_TASK INSTRUCTIONS_
Extract every line that contains the string "React".

──────── INFORMATION SHOWN

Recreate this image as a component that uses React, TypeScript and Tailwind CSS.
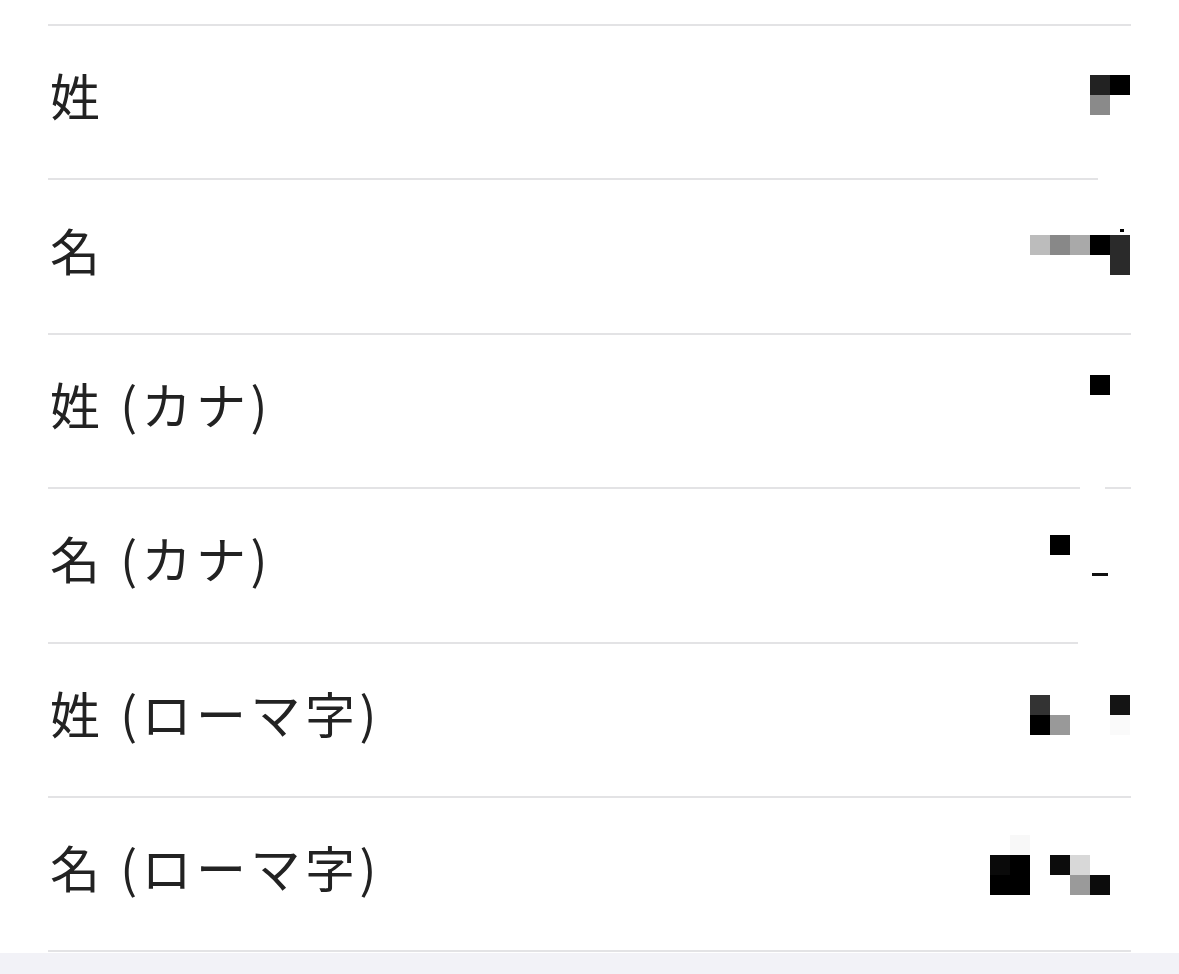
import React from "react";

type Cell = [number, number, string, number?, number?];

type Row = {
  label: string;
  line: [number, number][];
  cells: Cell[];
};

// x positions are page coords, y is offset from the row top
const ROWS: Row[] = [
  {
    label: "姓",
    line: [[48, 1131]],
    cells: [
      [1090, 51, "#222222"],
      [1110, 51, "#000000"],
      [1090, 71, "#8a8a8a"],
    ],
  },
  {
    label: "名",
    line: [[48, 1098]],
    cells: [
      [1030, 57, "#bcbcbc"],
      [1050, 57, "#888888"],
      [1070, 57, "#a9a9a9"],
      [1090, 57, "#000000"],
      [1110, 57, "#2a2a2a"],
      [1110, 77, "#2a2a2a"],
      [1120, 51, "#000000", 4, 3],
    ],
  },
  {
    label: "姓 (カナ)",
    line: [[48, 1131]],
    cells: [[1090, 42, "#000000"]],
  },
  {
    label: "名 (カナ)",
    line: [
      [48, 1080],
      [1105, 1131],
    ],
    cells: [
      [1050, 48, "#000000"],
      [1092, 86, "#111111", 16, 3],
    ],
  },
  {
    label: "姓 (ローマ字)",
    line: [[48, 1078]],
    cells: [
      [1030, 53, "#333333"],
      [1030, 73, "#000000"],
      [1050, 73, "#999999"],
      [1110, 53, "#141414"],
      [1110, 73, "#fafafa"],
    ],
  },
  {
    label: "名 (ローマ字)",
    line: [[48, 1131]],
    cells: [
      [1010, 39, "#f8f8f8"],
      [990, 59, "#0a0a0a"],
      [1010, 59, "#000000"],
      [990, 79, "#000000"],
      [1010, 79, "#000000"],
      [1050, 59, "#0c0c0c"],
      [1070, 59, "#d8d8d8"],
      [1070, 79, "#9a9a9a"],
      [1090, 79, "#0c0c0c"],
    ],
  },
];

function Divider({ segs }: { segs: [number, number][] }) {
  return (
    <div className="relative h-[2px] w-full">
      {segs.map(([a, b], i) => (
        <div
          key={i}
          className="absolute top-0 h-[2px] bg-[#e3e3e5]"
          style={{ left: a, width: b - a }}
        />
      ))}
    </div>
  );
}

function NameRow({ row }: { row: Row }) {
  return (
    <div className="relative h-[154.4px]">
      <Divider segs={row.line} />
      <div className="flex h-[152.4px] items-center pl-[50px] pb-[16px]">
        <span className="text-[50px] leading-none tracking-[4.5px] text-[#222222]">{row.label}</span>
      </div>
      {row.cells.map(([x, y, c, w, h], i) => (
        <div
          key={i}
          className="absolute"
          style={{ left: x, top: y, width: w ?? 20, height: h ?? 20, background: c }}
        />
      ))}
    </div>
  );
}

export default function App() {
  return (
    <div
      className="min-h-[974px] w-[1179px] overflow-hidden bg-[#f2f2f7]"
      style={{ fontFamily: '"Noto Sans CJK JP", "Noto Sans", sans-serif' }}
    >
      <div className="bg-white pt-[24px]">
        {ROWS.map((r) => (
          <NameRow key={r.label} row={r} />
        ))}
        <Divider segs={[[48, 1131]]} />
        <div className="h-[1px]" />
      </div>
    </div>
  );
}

────────────────

_COMPLETE ANSWER_
Recreate this image as a component that uses React, TypeScript and Tailwind CSS.
import React from "react";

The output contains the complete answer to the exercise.